Прощаясь с ребенком, старик поэтому знакомит его с орлом («пернатый муж с птичьей головой») и предвещает: «Венчаю тебя страданием. Ты уйдешь. Пустыня страданий развернется вверх, вниз и по сторонам... Но пробьет час. Наступит развязка. И вот пошлю к тебе орла»
Так опять возникает тема горестных испытаний на земле — багряница в терниях: такова вторая часть «Возврата». Ребенок просыпается «как ошпаренный» на земле. Он теперь — Хандриков. Жена, сын с дряблым лицом, бородавчатая теща. И с самого начала все это чуждо ему. Зачем-то люди спешат в «притоны работы», в чад лабораторий, в зловоние, в неволю.

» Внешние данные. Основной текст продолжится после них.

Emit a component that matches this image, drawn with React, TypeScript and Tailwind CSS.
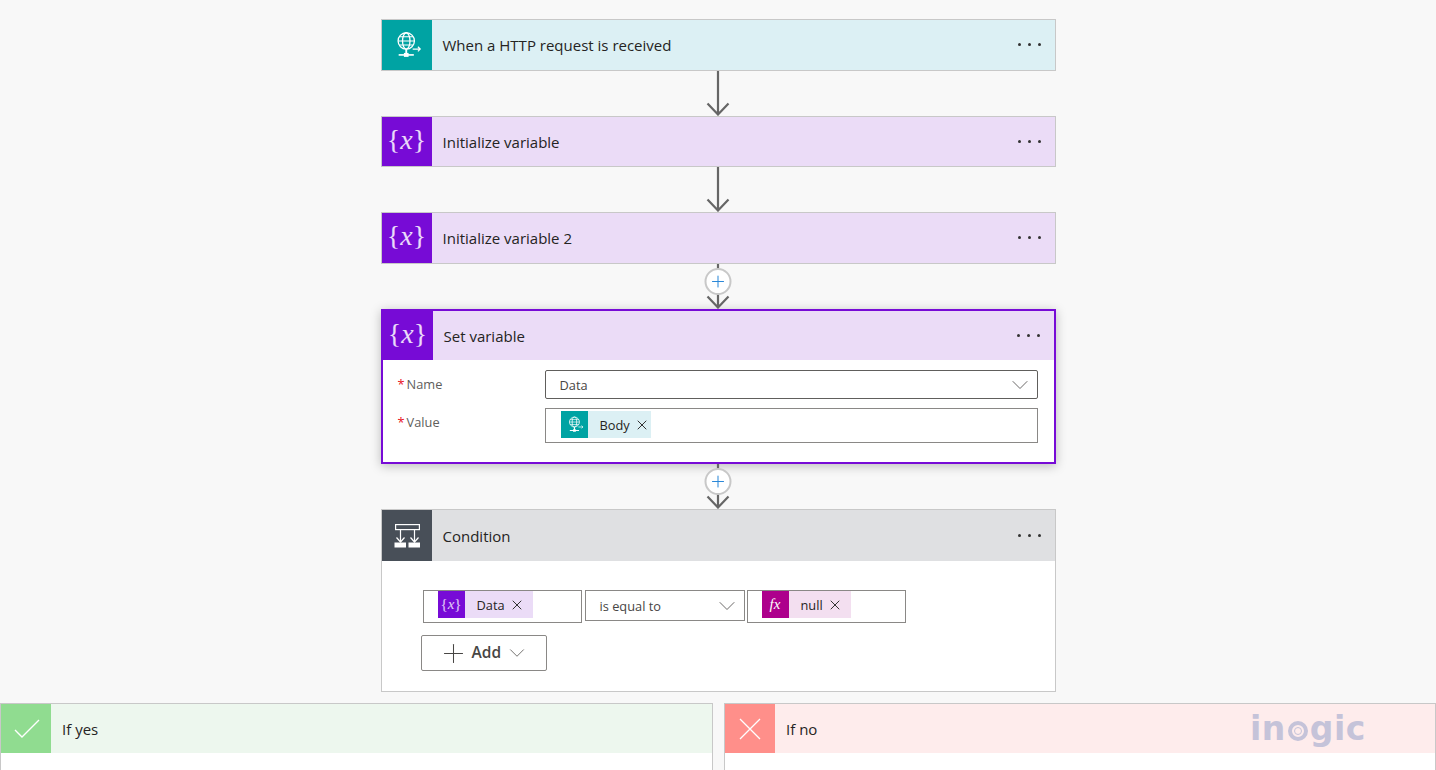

Окружающие вообще — как звери, обросшие шерстью: медведи, фавны, кентавры. «Кровавые уста, ужас и отчаяние...».
Вместе с тем, под постоянными «наплывами Вечности» Хандриков сознает, что все это уже было с ним когда-то, все — вечные циклы, вечные обороты. И даже вороны каркают «о вечном возвращении».
Встреча с психиатром Орловым, «особенным стариком», еще более убеждает Хандрикова, что окружающее — лишь сон, который должен кончиться. И Орлов тоже обещает: придет избавитель-орел.
Однако избавление может совершиться только после победы правды теургии в борьбе с содомом. Орлов и Хандриков и воплощают мистическое начало, вступающее в войну с доцентом Ценхом — представителем позитивного мира. Таков уже набивший оскомину очередной вариант борьбы Христа с Антихристом.
Особое значение имеет сцена столкновения Хандрикова с Ценхом. Происходит это на банкете по поводу успешной защиты Хандриковым кандидатской диссертации. Ценх провозглашает тост за культуру, науку, прогресс, за развитие на основе науки общественных отношений к социализму. Но Хандриков решительно отклоняет такой тост. Он заявляет, что принципиально не принимает ни науки, ни позитивной культуры и что социализм может привести лишь к вырождению человека: «Всякая схема общественного устройства, основанная на социальном равенстве, пресекает работоспособность членов общества».